I got a dog because I fell hard for my daughter’s four-legged cutie. Growing up, my daughter wanted a dog and I had always refused because I was afraid of dogs and allergic to anything with non-human hair. But several years ago she adopted Nacho, a cairn terrier (think Toto in the Wizard of Oz, only blond) from a local shelter. Badly abused and ratty from street life, Nacho took some getting used to, but oh, how he improved upon acquaintance. As my daughter gently shared him with me, inexplicably, my quality of life improved. I was laughing a lot more, becoming more relaxed and free. Canine love was totally engaging! So six years ago, it was easy to visit the same shelter and bring home CJ (Certifiable Joy for long), my snub-nosed black and white Shih Tzu boy. Two years ago I went totally crazy and brought home a little Shih Tzu rescue girl, Kizzie. At last—my fur family was complete!

Now we single women hear all you people whispering that we are way too close to our canines, perhaps sublimating our need for other relationships. For most of us however, our dogs are not leash candy, man-magnets or surrogate spouses. And notwithstanding a little baby talk, we know they are not our infants. As one woman put it, “I don’t need kids. I have dogs!” But dogs often have the same effect as kids. Debra from Chicago belongs to an online community of dog lovers and owns a pair of Shih Tzus. She describes how “When I pull my car into the drive way and see those two little faces looking out of the window, the stress is gone and the day’s headaches are forgotten. When I enter the house, they are running around in circles and jumping on me for kisses. There is no better welcome in the world.” All together now…awww!
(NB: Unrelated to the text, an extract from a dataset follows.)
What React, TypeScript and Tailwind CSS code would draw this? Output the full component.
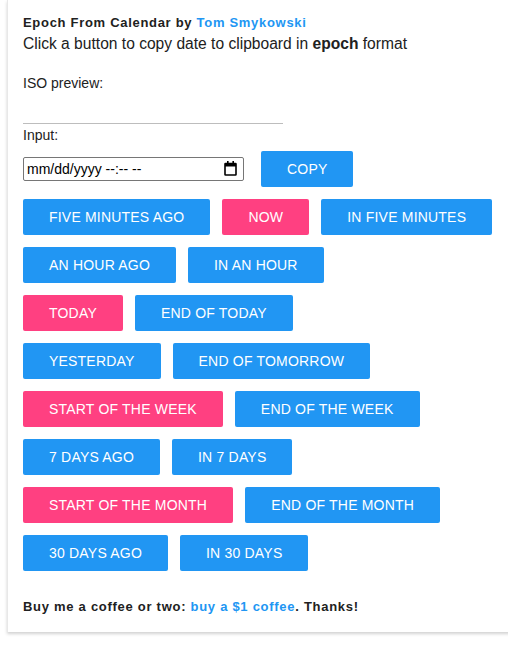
const rows: { label: string; accent?: boolean }[][] = [
  [{ label: "Five minutes ago" }, { label: "Now", accent: true }, { label: "In five minutes" }],
  [{ label: "An hour ago" }, { label: "In an hour" }],
  [{ label: "Today", accent: true }, { label: "End of today" }],
  [{ label: "Yesterday" }, { label: "End of tomorrow" }],
  [{ label: "Start of the week", accent: true }, { label: "End of the week" }],
  [{ label: "7 days ago" }, { label: "In 7 days" }],
  [{ label: "Start of the month", accent: true }, { label: "End of the month" }],
  [{ label: "30 days ago" }, { label: "In 30 days" }],
];

function Btn({ label, accent }: { label: string; accent?: boolean }) {
  return (
    <button
      className={
        "h-[36px] px-[26px] rounded-[2px] text-[14px] tracking-[0.2px] uppercase text-white leading-[36px] whitespace-nowrap " +
        (accent ? "bg-[#ff4081]" : "bg-[#2196f3]")
      }
    >
      {label}
    </button>
  );
}

function CalendarIcon() {
  return (
    <svg width="13" height="15" viewBox="0 0 13 15" className="absolute right-[7px] top-[4px] pointer-events-none">
      <rect x="1" y="2.5" width="11" height="11.5" fill="none" stroke="#000" strokeWidth="1.6" rx="0.5" />
      <rect x="1" y="2.5" width="11" height="3" fill="#000" />
      <rect x="3" y="0" width="1.6" height="3" fill="#000" />
      <rect x="8.4" y="0" width="1.6" height="3" fill="#000" />
    </svg>
  );
}

export default function App() {
  return (
    <div className="min-h-[649px] bg-white font-['Liberation_Sans',Arial,sans-serif] text-[#212121]">
      <div className="ml-[7px] w-[520px] bg-white border-l border-[#e8e8e8] shadow-[0_2px_3px_rgba(0,0,0,0.18)] pl-[15px] pr-[15px] pt-[13px] pb-[15px]">
        {/* header */}
        <h1 className="text-[13px] font-bold leading-[20px] tracking-[0.7px]">
          Epoch From Calendar by <a className="text-[#2196f3]">Tom Smykowski</a>
        </h1>
        <p className="text-[15.6px] leading-[21px]">
          Click a button to copy date to clipboard in <b>epoch</b> format
        </p>

        {/* preview */}
        <div className="mt-[19px] text-[14px] leading-[20px]">ISO preview:</div>
        <div className="w-[260px] h-[31px] border-b border-[#bdbdbd]"></div>

        {/* input */}
        <div className="mt-[2px] text-[14px] leading-[18px]">Input:</div>
        <div className="mt-[7px] flex items-center gap-[17px]">
          <div className="relative w-[221px] h-[24px]">
            <input
              type="text"
              placeholder="mm/dd/yyyy --:-- --"
              className="w-full h-full border border-[#767676] rounded-[2px] pl-[3px] text-[14px] text-black placeholder:text-black outline-none"
            />
            <CalendarIcon />
          </div>
          <Btn label="Copy" />
        </div>

        {/* shortcut buttons */}
        <div className="mt-[12px] flex flex-col gap-[12px]">
          {rows.map((row, i) => (
            <div key={i} className="flex gap-[12px]">
              {row.map((b) => (
                <Btn key={b.label} label={b.label} accent={b.accent} />
              ))}
            </div>
          ))}
        </div>

        <p className="mt-[26px] text-[13px] font-bold leading-[20px] tracking-[0.72px]">
          Buy me a coffee or two: <a className="text-[#2196f3]">buy a $1 coffee</a>. Thanks!
        </p>
      </div>
    </div>
  );
}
Dogs are our loyal and loving animal companions and as such we single women reward them well. Michele’s poodle Charlie “…gets premium, all-natural or organic dog foods and treats… (we go for) long hikes in regional parks and swimming in the creek. I brush his hair and teeth, bathe him with special skin-sensitive shampoo; take him with me when I go to the homes of friends and family, and take him to outdoor restaurants that accept dogs. My dog is a part of my family.” And much to her surprise, her boyfriend is all for it. “(He) thought I would be a good dog owner, but he’s (happily) surprised that I’m this into it, she says.

Single women are indeed “into it” and for the long haul. Through puppy poop, adolescent aggression, and the inevitable senior aches and pains, a dog is not an inexpensive proposition. According to the 2008 American Pet Products Manufacturers Association (APPMA) National Pet Owners Survey, basic annual expenses for dog owners in dollars include:

  • Surgical Vet Visits                      $453
  • Food                                                 217
  • Kennel Boarding                          225
  • Routine Vet                                    219
  • Groomer/Grooming Aids           127
  • Vitamins                                         77
  • Treats                                              66
  • Toys                                                 41

That’s a total of $1425 in people dollars, and remember, these are just the basics. Most of the single women interviewed for this article say they also shell out plenty more for obedience training, doggie day care and the occasional bling. Big name companies like Ikea, Isaac Misrahi for Target, Harley Davidson, Old Navy and Paul Mitchell are now offering pet product lines ranging from funky designer duds to gourmet treats, pearl necklaces, custom-made beds and high-end hair products. Apparently, it’s all good!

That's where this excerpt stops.